An electronic control unit (ECU), not shown in the drawing, generates a valve open/close signal which is fed to the coil 27a of solenoid 27. When the valve open/close signal is in an OFF condition (i.e., when an injector drive current is ON), the valve spring 29 located in the electromagnetic valve 6 resiliently depresses the armature 28 downward and accordingly the valve seat 25a attached to the lower end of the valve 25 lands on the upper surface of second passage member 5 so as to close the outlet orifice 24a.

Accordingly, the control chamber 15, the fuel passages 14, 14a, 16 extending from the inlet orifice 23a, an oil passage 32 of the nozzle, a fuel storage 33, and a fuel passage 34 formed between the nozzle body 7 and the needle valve 8 are filled with the pressurized fuel.

At this moment, an axial force (i.e., a valve closing force F1) acts on the needle valve 8. The a valve closing force F1 is a sum of a load acting on a top surface 3a of the control piston 3 and a spring load applied by the needle valve spring 22. The load acting on the top surface 3a of control piston 3 is expressed by a multiplication of the fuel pressure in the control chamber 15 and an area of the top surface 3a of the control piston 3.

On the other hand, the needle valve 8 receives a valve opening force F2 which is proportional to a difference in cross section between a guide 8b of needle valve 8 and a needle seat 8a and is expressed by a multiplication of this difference and the fuel pressure. The cross-sectional area of the top surface 3a of control piston 3, the set load of needle valve spring 22, and the radius of the needle seat 8a are determined so as to satisfy the relationship that the valve closing force F1 is larger than the valve opening force F2 (i.e., F1>F2). Thus, the needle valve 8 does not take off the nozzle seat 7b and accordingly closes the nozzle hole 7a. Thus, no fuel injection is performed.

When the valve open/close signal supplied from the electronic control unit to the coil 27a of solenoid 27 is in an ON condition (i.e., when an injector drive current is OFF), the armature 28 lifts upward against the resilient force of the valve spring 29. Accordingly, the valve seat 25a attached to the lower end of valve 25 departs upward from the upper surface of the second passage member 5 so as to open the outlet orifice 24a.

In response to the opening of the outlet orifice 24a (i.e., the second fuel passage 24), the fuel stored in the control chamber 15 flows out via the outlet orifice 24a to the depressurized side. At this moment, a significant amount of pressurized fuel tries to flow into the control chamber 15 via the inlet orifice 23a of first fuel passage 23. However, due to settings for the diameters of the inlet orifice 23a and the outlet orifice 24a, the control chamber 15 can cause a sufficient decrease in pressure. Hence, the fuel pressure acting on the top surface 3a of control piston 3 decreases and the valve closing force F1 decreases correspondingly. As soon as the valve closing force F1 becomes smaller than the valve opening force F2 (i.e., F1<F2), the needle valve 8 starts rising and the needle seat 8a disengages from the nozzle seat 7b. As a result, the fuel is injected from the nozzle hole 7a. Turning OFF from ON of Electromagnetic Valve 6

When the valve open/close signal supplied from the electronic control unit to the coil 27a of solenoid 27 is switched from ON to OFF, the coil 27a cannot generate the magnetic force. The valve spring 29 resiliently presses the armature 28 back to the original position and accordingly the valve 25 again closes the outlet orifice 24a (i.e., the second fuel passage 24).

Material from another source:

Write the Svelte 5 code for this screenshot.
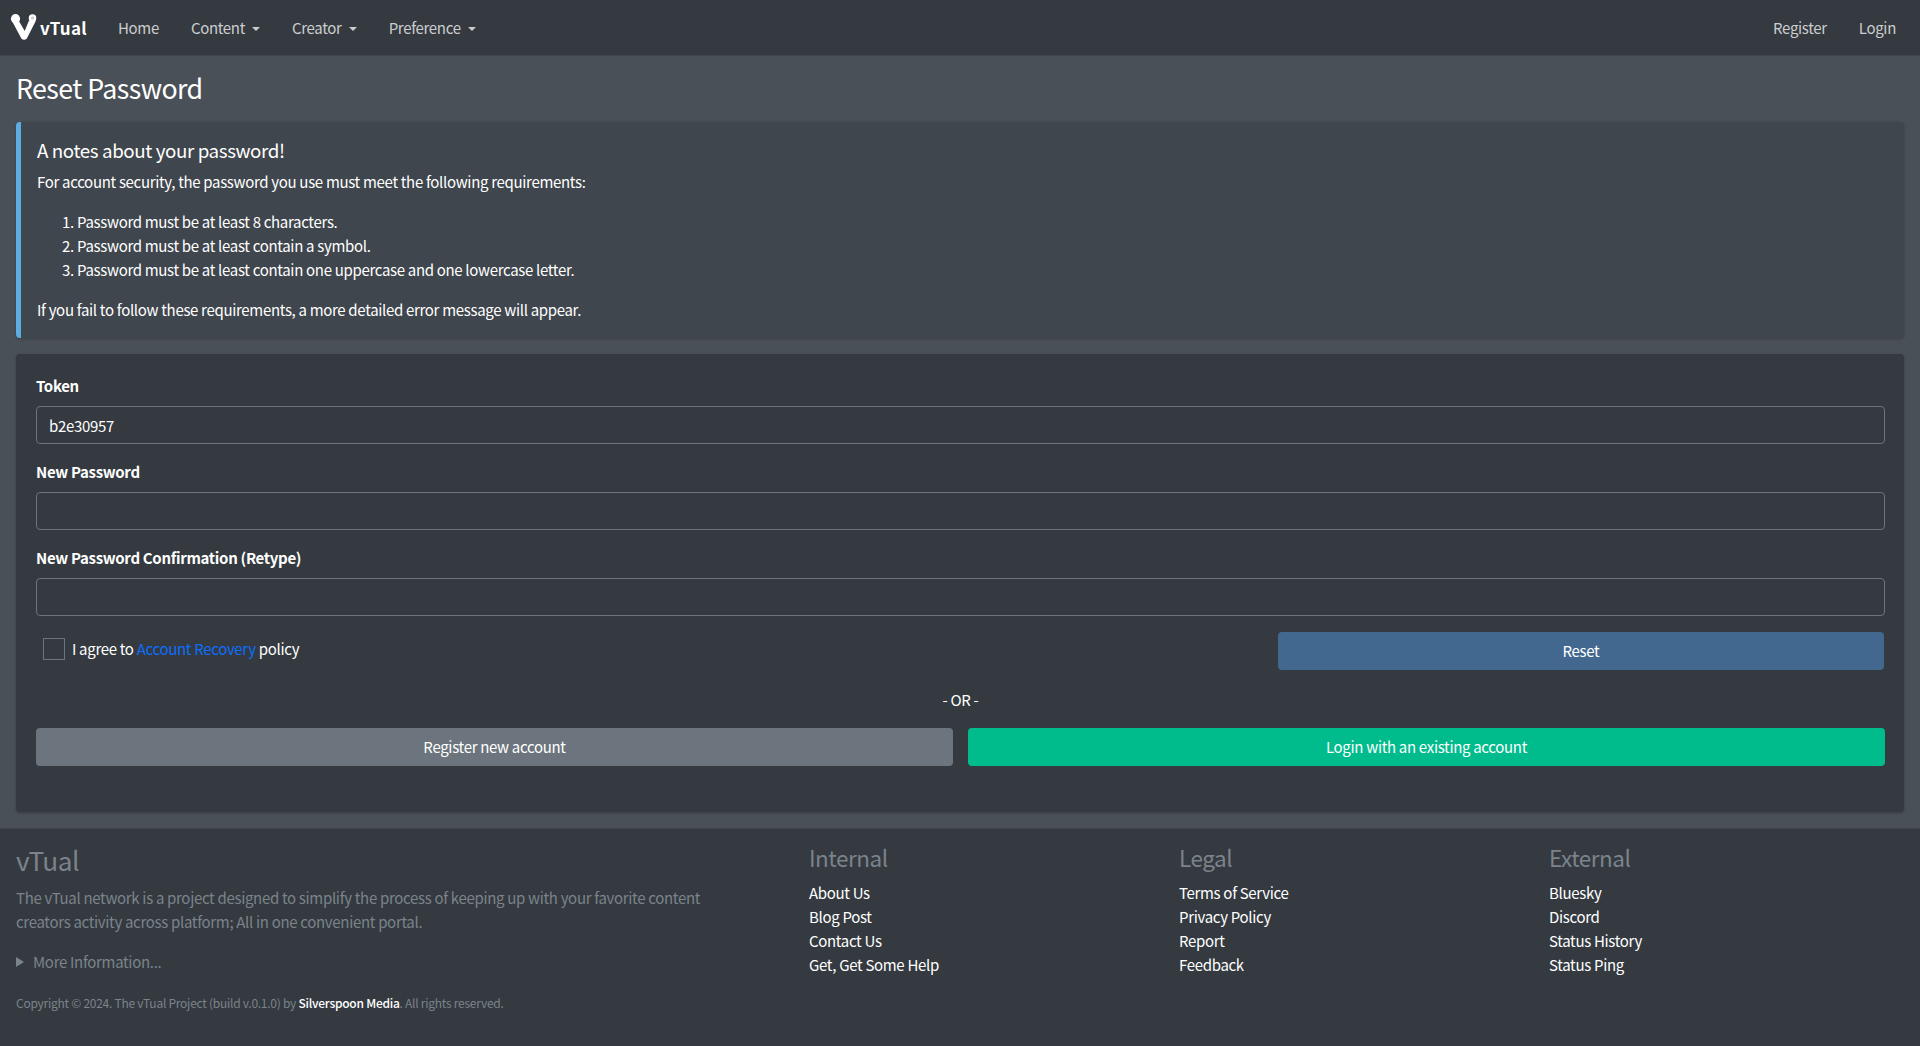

Thus, the pressurized fuel enters into the control chamber 15 via the inlet orifice 23a. The pressure in the control chamber 15 increases. The fuel pressure applied on the top surface 3a of control piston 3 increases and the valve closing force F1 increases correspondingly. As soon as the valve closing force F1 becomes larger than the valve opening force F2 (i.e., F1>F2), the needle valve 8 starts falling and the needle seat 8a lands on the nozzle seat 7b. As a result, the fuel injection is stopped.

The injector 1, as described above, includes numerous constituent parts and produces various outputs (later-described) in response to the input signal (ON and OFF of the above-described valve open/close signal).

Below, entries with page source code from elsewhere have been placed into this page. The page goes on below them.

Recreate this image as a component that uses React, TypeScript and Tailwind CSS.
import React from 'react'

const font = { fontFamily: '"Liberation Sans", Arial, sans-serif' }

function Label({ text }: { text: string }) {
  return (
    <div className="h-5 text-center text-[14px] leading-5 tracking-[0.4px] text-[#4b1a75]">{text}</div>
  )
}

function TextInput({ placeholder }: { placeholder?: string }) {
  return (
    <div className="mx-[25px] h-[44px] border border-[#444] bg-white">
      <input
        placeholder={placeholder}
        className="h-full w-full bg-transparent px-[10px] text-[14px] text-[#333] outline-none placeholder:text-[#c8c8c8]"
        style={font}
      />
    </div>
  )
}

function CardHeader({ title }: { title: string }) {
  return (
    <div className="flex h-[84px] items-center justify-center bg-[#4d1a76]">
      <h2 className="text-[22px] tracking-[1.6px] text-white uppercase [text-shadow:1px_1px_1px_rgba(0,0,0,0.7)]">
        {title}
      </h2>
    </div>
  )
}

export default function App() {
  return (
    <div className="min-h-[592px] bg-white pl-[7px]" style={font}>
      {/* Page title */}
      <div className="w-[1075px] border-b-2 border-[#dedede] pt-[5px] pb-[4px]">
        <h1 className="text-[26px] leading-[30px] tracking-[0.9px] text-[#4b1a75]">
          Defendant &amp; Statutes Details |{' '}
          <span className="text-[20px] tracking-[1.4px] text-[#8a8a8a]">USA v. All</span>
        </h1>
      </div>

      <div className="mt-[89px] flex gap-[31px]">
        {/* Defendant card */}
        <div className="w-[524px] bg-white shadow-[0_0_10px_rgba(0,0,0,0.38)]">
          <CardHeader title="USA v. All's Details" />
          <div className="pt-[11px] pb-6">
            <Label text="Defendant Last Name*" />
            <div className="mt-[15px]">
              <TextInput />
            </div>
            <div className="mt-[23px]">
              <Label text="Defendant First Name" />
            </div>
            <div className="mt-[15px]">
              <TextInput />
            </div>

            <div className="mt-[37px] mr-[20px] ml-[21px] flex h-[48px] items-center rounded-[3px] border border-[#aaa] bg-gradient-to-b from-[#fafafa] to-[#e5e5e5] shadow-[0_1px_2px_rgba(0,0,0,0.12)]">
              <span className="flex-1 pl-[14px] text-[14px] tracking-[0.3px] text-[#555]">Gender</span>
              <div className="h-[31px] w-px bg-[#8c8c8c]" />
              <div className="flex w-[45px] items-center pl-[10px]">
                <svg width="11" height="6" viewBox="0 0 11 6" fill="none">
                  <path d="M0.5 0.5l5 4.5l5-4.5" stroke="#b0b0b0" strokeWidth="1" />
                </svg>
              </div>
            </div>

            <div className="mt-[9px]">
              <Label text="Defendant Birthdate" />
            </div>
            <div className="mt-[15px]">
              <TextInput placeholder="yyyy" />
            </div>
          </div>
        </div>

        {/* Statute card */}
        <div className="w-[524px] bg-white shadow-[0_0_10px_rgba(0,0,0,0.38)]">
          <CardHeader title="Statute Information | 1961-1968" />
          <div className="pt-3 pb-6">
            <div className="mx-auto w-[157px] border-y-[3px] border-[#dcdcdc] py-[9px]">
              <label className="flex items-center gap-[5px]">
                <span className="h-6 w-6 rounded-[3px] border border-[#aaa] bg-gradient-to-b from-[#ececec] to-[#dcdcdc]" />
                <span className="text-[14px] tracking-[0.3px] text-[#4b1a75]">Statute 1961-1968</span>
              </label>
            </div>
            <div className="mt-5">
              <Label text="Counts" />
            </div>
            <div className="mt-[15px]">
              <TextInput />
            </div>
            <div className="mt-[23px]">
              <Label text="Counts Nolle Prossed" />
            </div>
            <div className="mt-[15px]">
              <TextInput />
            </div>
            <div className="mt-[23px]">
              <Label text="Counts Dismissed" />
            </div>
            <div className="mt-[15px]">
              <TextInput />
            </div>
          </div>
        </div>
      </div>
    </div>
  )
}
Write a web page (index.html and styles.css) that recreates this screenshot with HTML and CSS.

As described in the description of the prior art, in recent years, the requirement to reduce the difference in injection characteristics among individual injectors is increasing. Hence, an identification pattern is given to each injector 1 in accordance with individual injection amount characteristics. The electronic control unit can read this information and corrects the injection amount characteristics of each injector with reference to its identification pattern so as to eliminate individual differences of the injectors,

However, the correction of the electronic control unit disclosed in the above-described prior art is performed by picking up several points on a three-dimensional map defined by fuel pressure, injection pulse, and injection amount. When the correction point excurses or deviates out of the map, it is difficult to sufficiently correct the injection amount differences caused due to individual differences of respective injectors.

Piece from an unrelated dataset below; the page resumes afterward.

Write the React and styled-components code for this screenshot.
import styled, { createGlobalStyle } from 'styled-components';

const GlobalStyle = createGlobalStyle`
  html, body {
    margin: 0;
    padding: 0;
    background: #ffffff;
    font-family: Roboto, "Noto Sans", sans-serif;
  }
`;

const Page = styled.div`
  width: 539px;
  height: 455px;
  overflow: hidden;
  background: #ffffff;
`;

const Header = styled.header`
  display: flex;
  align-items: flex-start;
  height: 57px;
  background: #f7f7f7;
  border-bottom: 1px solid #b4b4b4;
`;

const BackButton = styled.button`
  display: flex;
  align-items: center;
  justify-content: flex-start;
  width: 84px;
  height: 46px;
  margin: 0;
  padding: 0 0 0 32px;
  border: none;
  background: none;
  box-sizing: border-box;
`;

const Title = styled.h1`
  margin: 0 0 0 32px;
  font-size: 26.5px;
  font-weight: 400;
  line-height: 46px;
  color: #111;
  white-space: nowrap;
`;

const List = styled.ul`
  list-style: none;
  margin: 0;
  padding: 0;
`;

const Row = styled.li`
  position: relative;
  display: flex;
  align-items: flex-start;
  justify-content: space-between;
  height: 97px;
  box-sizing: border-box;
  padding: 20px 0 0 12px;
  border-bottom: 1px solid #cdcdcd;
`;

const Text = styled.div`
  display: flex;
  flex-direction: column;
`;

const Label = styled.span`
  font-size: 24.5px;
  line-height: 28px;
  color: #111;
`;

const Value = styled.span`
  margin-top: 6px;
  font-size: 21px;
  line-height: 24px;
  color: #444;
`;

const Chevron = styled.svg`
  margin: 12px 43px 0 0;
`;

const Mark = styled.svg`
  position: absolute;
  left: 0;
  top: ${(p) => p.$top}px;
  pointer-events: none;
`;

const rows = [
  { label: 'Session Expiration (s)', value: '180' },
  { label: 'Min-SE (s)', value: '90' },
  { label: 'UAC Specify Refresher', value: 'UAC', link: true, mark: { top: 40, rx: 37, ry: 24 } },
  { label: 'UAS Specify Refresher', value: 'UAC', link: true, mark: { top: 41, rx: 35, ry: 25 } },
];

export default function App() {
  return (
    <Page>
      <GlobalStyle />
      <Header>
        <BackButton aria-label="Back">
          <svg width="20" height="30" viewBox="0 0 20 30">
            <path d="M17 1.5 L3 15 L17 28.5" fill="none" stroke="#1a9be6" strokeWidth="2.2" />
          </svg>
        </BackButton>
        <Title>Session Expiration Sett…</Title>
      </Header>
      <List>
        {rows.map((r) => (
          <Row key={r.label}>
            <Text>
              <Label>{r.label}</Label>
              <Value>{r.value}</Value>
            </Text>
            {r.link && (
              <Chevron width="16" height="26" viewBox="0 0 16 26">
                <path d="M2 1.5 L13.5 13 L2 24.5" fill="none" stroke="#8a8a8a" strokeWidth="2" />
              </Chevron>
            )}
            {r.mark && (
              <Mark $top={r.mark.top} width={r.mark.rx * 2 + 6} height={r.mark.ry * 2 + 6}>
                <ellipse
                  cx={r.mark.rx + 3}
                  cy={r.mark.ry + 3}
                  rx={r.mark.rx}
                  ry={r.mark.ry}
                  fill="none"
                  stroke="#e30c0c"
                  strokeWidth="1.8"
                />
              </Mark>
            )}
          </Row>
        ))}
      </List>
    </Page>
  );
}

Furthermore, the items that can be corrected according to the conventional correcting method are limited to the injection amount and the injection timing in accordance with the injection command. The injection rate and the injection period of the injector could not be corrected.

In view of the foregoing, the injector 1 in accordance with the preferred embodiment of the present invention adjusts the output characteristics being not conventionally adjustable to desired output characteristics.

More specifically, various adjustable output characteristics of the injector 1 will be explained with reference to FIG. 2. The output characteristics of the injector 1 are chiefly classified into five representative output characteristics.

[1] Duration from ON of coil 27a of solenoid 27 to start of injection (hereinafter, referred to as “injection start delay period”).

[2] Duration in which the injection rate increases in accordance with a rising action of the needle valve 8 (hereinafter, referred to as “injection rate increasing period”).

[3] Injection rate (hereinafter, referred to as “maximum injection rate”) at a time the injection amount injected from the nozzle of injector 1 has reached the maximum value (when the total area of nozzle hole 7a is larger than the minimum passage area defined between the nozzle seat 7b and the needle seat 8a).

[4] Duration from OFF of coil 27a of solenoid 27 to start of falling in injection rate (hereinafter, referred to as “needle valve falling delay period”).

[5] Duration in which the injection rate decreases in accordance with a falling action of the needle valve 8 (hereinafter, referred to as “injection rate decreasing period”).

Among the output characteristics of the injector 1, the injection start delay period defined in the above-described item [1] is determined depending on the following three output characteristics.

(a) “Response delay in a valve rising action” responsive to a valve-open signal (ON of coil 27a) given to the electromagnetic valve 6 to instruct an injection start.

(b) “Rate of pressure decrease in the control chamber” prior to a rising action of the needle valve 8 succeeding to valve open of the electromagnetic valve 6.

(c) “Control chamber pressure (hereinafter, referred to as needle valve-open requisite pressure) during a predetermined period from a time the pressure of control chamber 15 has reached a valve-open pressure to a time the needle valve 8 actually starts rising.

Among the output characteristics of the injector 1, the injection rate increasing period defined in the above-described item [2] is determined depending on the following two output characteristics.

(d) “Needle valve rising speed” in the rising action of the needle valve 8.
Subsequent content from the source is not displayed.